La période qui, sous la houlette de Jacques Chirac, va des régionales de 1998 aux présidentielles de 2002, représente un pic de « gauchisation » inégalé, tant géographiquement qu’historiquement. Géographiquement, par rapport aux principaux pays de l’OCDE, la droite française fut championne du glissement vers la gauche. Historiquement, on n’avait pas vu un tel glissement en France depuis la période combiste allant de 1902 à 1905.

Distinguer trois formes de droitisation

Au sortir de cette période de forte gauchisation, la droite se ressaisit et défend la liberté d’expression sur six points. À l’occasion de la campagne présidentielle de 2006-2007, Sarkozy revendique le terme de « droite » et critique « l’extrême-gauche » en prononçant son nom. C’était devenu tabou. Auparavant, sous l’effet de la dérive chiraquienne, il fallait dire respectivement « centre-droit » et « gauche de la gauche ». L’existence d’une droite n’appréciant pas l’extrême-gauche avait été prohibée comme s’il s’agissait d’une provocation d’extrême-droite.

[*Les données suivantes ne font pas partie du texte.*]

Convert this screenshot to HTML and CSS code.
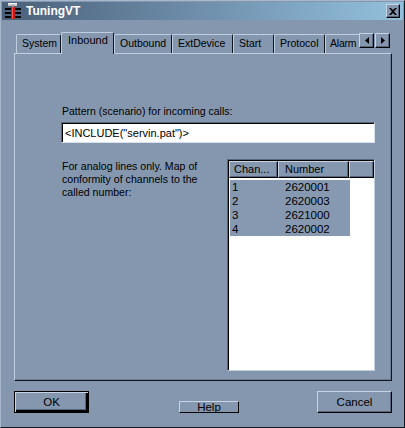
FILE: index.html
```html
<!DOCTYPE html>
<html>
<head>
<meta charset="utf-8">
<title>TuningVT</title>
<link rel="stylesheet" href="styles.css">
</head>
<body>
<div class="window">
  <div class="titlebar">
    <svg class="appicon" width="16" height="16" viewBox="0 0 16 16">
      <rect x="3" y="0" width="9" height="3" fill="#c8c8c8"/>
      <rect x="3" y="0" width="9" height="1" fill="#ffffff"/>
      <rect x="7" y="2" width="2" height="4" fill="#9a9a9a"/>
      <rect x="0" y="5" width="16" height="2" fill="#000"/>
      <rect x="0" y="9" width="16" height="2" fill="#000"/>
      <rect x="0" y="13" width="16" height="2" fill="#000"/>
      <rect x="6" y="4" width="4" height="12" fill="#c81818"/>
      <rect x="7" y="4" width="1" height="12" fill="#ff5050"/>
    </svg>
    <span class="title">TuningVT</span>
    <button class="close">
      <svg width="8" height="7" viewBox="0 0 8 7"><path d="M0 0h2l2 2 2-2h2L5 3.5 8 7H6L4 5 2 7H0l3-3.5z" fill="#000"/></svg>
    </button>
  </div>

  <div class="tabrow">
    <div class="tabs">
      <div class="tab tab-system">System</div>
      <div class="tab tab-active tab-inbound">Inbound</div>
      <div class="tab tab-outbound">Outbound</div>
      <div class="tab tab-ext">ExtDevice</div>
      <div class="tab tab-start">Start</div>
      <div class="tab tab-protocol">Protocol</div>
      <div class="tab tab-alarm">Alarm</div>
    </div>
    <div class="arrows">
      <button class="arrow"><svg width="4" height="7" viewBox="0 0 4 7"><path d="M4 0v7L0 3.5z" fill="#000"/></svg></button>
      <button class="arrow"><svg width="4" height="7" viewBox="0 0 4 7"><path d="M0 0v7l4-3.5z" fill="#000"/></svg></button>
    </div>
  </div>

  <div class="panel">
    <div class="field-label">Pattern (scenario) for incoming calls:</div>
    <div class="textbox">&lt;INCLUDE("servin.pat")&gt;</div>
    <div class="map">
      <div class="map-text">For analog lines only. Map of<br>conformity of channels to the<br>called number:</div>
      <div class="listview">
        <div class="lv-header">
          <div class="hcell col1">Chan...</div>
          <div class="hcell col2">Number</div>
          <div class="hcell col3"></div>
        </div>
        <div class="lv-rows">
          <div class="lv-row"><span class="c1">1</span><span class="c2">2620001</span></div>
          <div class="lv-row"><span class="c1">2</span><span class="c2">2620003</span></div>
          <div class="lv-row"><span class="c1">3</span><span class="c2">2621000</span></div>
          <div class="lv-row"><span class="c1">4</span><span class="c2">2620002</span></div>
        </div>
      </div>
    </div>
  </div>

  <div class="buttons">
    <button class="btn btn-default">OK</button>
    <button class="btn btn-help"><span>Help</span></button>
    <button class="btn btn-cancel">Cancel</button>
  </div>
</div>
</body>
</html>
```

FILE: styles.css
```css
* { box-sizing: border-box; }

html, body {
  margin: 0;
  padding: 0;
  background: #8497af;
}

body {
  font-family: "Liberation Sans", Arial, sans-serif;
  font-size: 11px;
  color: #000;
}

.window {
  width: 405px;
  height: 428px;
  background: #8497af;
  border-top: 1px solid #a8b8cc;
  border-left: 1px solid #a8b8cc;
  border-right: 1px solid #10151c;
  border-bottom: 1px solid #10151c;
  padding: 1px;
  display: flex;
  flex-direction: column;
  overflow: hidden;
}

/* Title bar */
.titlebar {
  height: 18px;
  display: flex;
  align-items: center;
  background: linear-gradient(to right, #4b6079 0%, #6f8fac 50%, #93c1dd 100%);
  padding: 0 3px 0 3px;
}

.appicon {
  flex: 0 0 auto;
  display: block;
}

.title {
  margin-left: 5px;
  color: #fff;
  font-weight: bold;
  font-size: 12px;
  line-height: 14px;
  flex: 1 1 auto;
}

.close {
  width: 14px;
  height: 14px;
  padding: 0;
  margin: 0;
  background: #8497af;
  border-top: 1px solid #c6d4e4;
  border-left: 1px solid #c6d4e4;
  border-right: 1px solid #000;
  border-bottom: 1px solid #000;
  box-shadow: inset -1px -1px 0 #56667c;
  display: flex;
  align-items: center;
  justify-content: center;
}
.close svg { display: block; }

/* Tabs */
.tabrow {
  margin-top: 12px;
  height: 21px;
  display: flex;
  align-items: flex-start;
  padding-left: 14px;
  position: relative;
  z-index: 2;
}

.tabs {
  width: 343px;
  height: 22px;
  display: flex;
  align-items: flex-end;
  overflow: hidden;
  flex: 0 0 auto;
}

.tab {
  height: 19px;
  padding: 2px 0 0 5px;
  font-size: 10.5px;
  line-height: 13px;
  white-space: nowrap;
  border-top: 1px solid #c0cfe0;
  border-left: 1px solid #c0cfe0;
  border-right: 1px solid #10151c;
  border-radius: 2px 2px 0 0;
  background: #8497af;
  flex: 0 0 auto;
  margin-bottom: 1px;
}

.tab-active {
  height: 22px;
  padding-top: 1px;
  padding-left: 6px;
  margin-bottom: 0;
  border-bottom: 0;
  font-size: 11px;
}

.tab-system { width: 45px; }
.tab-inbound { width: 53px; }
.tab-outbound { width: 58px; }
.tab-ext { width: 61px; }
.tab-start { width: 41px; }
.tab-protocol { width: 51px; }
.tab-alarm { width: 44px; padding-left: 4px; letter-spacing: -0.2px; }

.arrows {
  display: flex;
  gap: 1px;
  margin-top: 1px;
  margin-left: 0;
}

.arrow {
  width: 15px;
  height: 15px;
  padding: 0;
  margin: 0;
  background: #8497af;
  border-top: 1px solid #c6d4e4;
  border-left: 1px solid #c6d4e4;
  border-right: 1px solid #000;
  border-bottom: 1px solid #000;
  box-shadow: inset -1px -1px 0 #56667c;
  display: flex;
  align-items: center;
  justify-content: center;
}
.arrow svg { display: block; }

/* Panel */
.panel {
  margin-left: 12px;
  width: 378px;
  height: 328px;
  border-top: 1px solid #c0cfe0;
  border-left: 1px solid #c0cfe0;
  border-right: 1px solid #10151c;
  border-bottom: 1px solid #10151c;
  box-shadow: inset -1px -1px 0 #6c7c92;
  padding: 51px 16px 0 47px;
  position: relative;
  z-index: 1;
}

.field-label {
  line-height: 13px;
  height: 13px;
  font-size: 10.5px;
  white-space: nowrap;
}

.textbox {
  margin: 4px 0 0 -1px;
  height: 21px;
  background: #fff;
  border-top: 1px solid #56667c;
  border-left: 1px solid #56667c;
  border-right: 1px solid #d8e2ee;
  border-bottom: 1px solid #d8e2ee;
  box-shadow: inset 1px 1px 0 #000;
  padding: 3px 0 0 3px;
  font-size: 11px;
  line-height: 15px;
  white-space: nowrap;
}

.map {
  margin-top: 16px;
  display: flex;
  justify-content: space-between;
  align-items: flex-start;
}

.map-text {
  margin-top: 1px;
  line-height: 13px;
  font-size: 10.6px;
  white-space: nowrap;
}

.listview {
  width: 148px;
  height: 212px;
  background: #fff;
  border-top: 1px solid #56667c;
  border-left: 1px solid #56667c;
  border-right: 1px solid #c0cfe0;
  border-bottom: 1px solid #c0cfe0;
  box-shadow: inset 1px 1px 0 #000;
  padding: 1px 0 0 1px;
}

.lv-header {
  display: flex;
  height: 17px;
}

.hcell {
  height: 17px;
  background: #8497af;
  border-top: 1px solid #c6d4e4;
  border-left: 1px solid #c6d4e4;
  border-right: 1px solid #000;
  border-bottom: 1px solid #000;
  box-shadow: inset -1px -1px 0 #56667c;
  line-height: 14px;
  padding-left: 4px;
  white-space: nowrap;
  font-size: 11px;
}
.col1 { width: 49px; }
.col2 { width: 71px; padding-left: 6px; }
.col3 { flex: 1 1 auto; }

.lv-rows {
  margin-top: 2px;
  margin-left: 1px;
  width: 120px;
  background: #8699b1;
}

.lv-row {
  height: 14px;
  line-height: 14px;
  display: flex;
  font-size: 11.5px;
}
.lv-row .c1 { width: 55px; padding-left: 2px; }
.lv-row .c2 { flex: 1 1 auto; }

/* Buttons */
.buttons {
  margin-top: 10px;
  padding-left: 12px;
  display: flex;
  align-items: flex-start;
}

.btn {
  font-family: "Liberation Sans", Arial, sans-serif;
  font-size: 11.5px;
  color: #000;
  width: 75px;
  height: 22px;
  padding: 0;
  margin: 0;
  background: #8497af;
  border-top: 1px solid #c6d4e4;
  border-left: 1px solid #c6d4e4;
  border-right: 1px solid #000;
  border-bottom: 1px solid #000;
  box-shadow: inset -1px -1px 0 #56667c;
  line-height: 18px;
  text-align: center;
}

.btn-default {
  border: 1px solid #000;
  box-shadow: inset 1px 1px 0 #c6d4e4, inset -2px -2px 0 #000, inset -3px -3px 0 #56667c;
}

.btn-help {
  width: 60px;
  height: 12px;
  margin-top: 10px;
  margin-left: 90px;
  overflow: hidden;
  line-height: 13px;
  box-shadow: none;
}
.btn-help span { display: block; margin-top: -1px; }

.btn-cancel {
  margin-left: 78px;
}
```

Puis il y eut le mot « identité », accolé à un ministère et à un débat. Et lors des élections cantonales de 2011, le ni FN ni PS, confirmé aux dernières législatives. Ensuite, lors de la campagne présidentielle de 2012 et des questions aux candidats, il est devenu licite de considérer qu’il puisse y avoir « trop d’immigrés illégaux ». Enfin, émerge cahin-caha la notion de « racisme anti-Blancs », qui reste toutefois précaire.

Au total, ces six points ne menacent pas la forteresse du politiquement correct. Mais ils peuvent donner à certains le sentiment subjectif d’une remise en cause. L’extrême-gauche est de plus en plus coupée du reste de la société. Ses sociologues éprouvent une sorte de fièvre obsidionale. L’accusation de droitisation leur permet d’extérioriser cette souffrance et de se venger sur un bouc émissaire. Sans aller jusqu’à parler de « droitophobie », force est de constater que l’absence d’évocation de facteurs de gauchisation est suspecte.

Il convient de distinguer trois formes de droitisation et de les replacer en perspective historique. Celle de l’UMP, depuis 2006, n’est que légère par rapport au brutal coup de barre à gauche de l’ère chiraquienne. Celle de l’électorat en général est un mythe. Celle de la société française est contrecarrée par plusieurs facteurs de gauchisation. Cette droitisation de la société consiste en un glissement vers la droite de catégories qui n’y étaient pas sociologiquement prédisposées mais qui se retrouvent esseulées, à l’écart du clientélisme de la gauche. Cette propension relative ne trouve pas de traduction électorale. Elle est prise de vitesse par ce que le politologue Pascal Perrineau a appelé une « coalition des minorités ».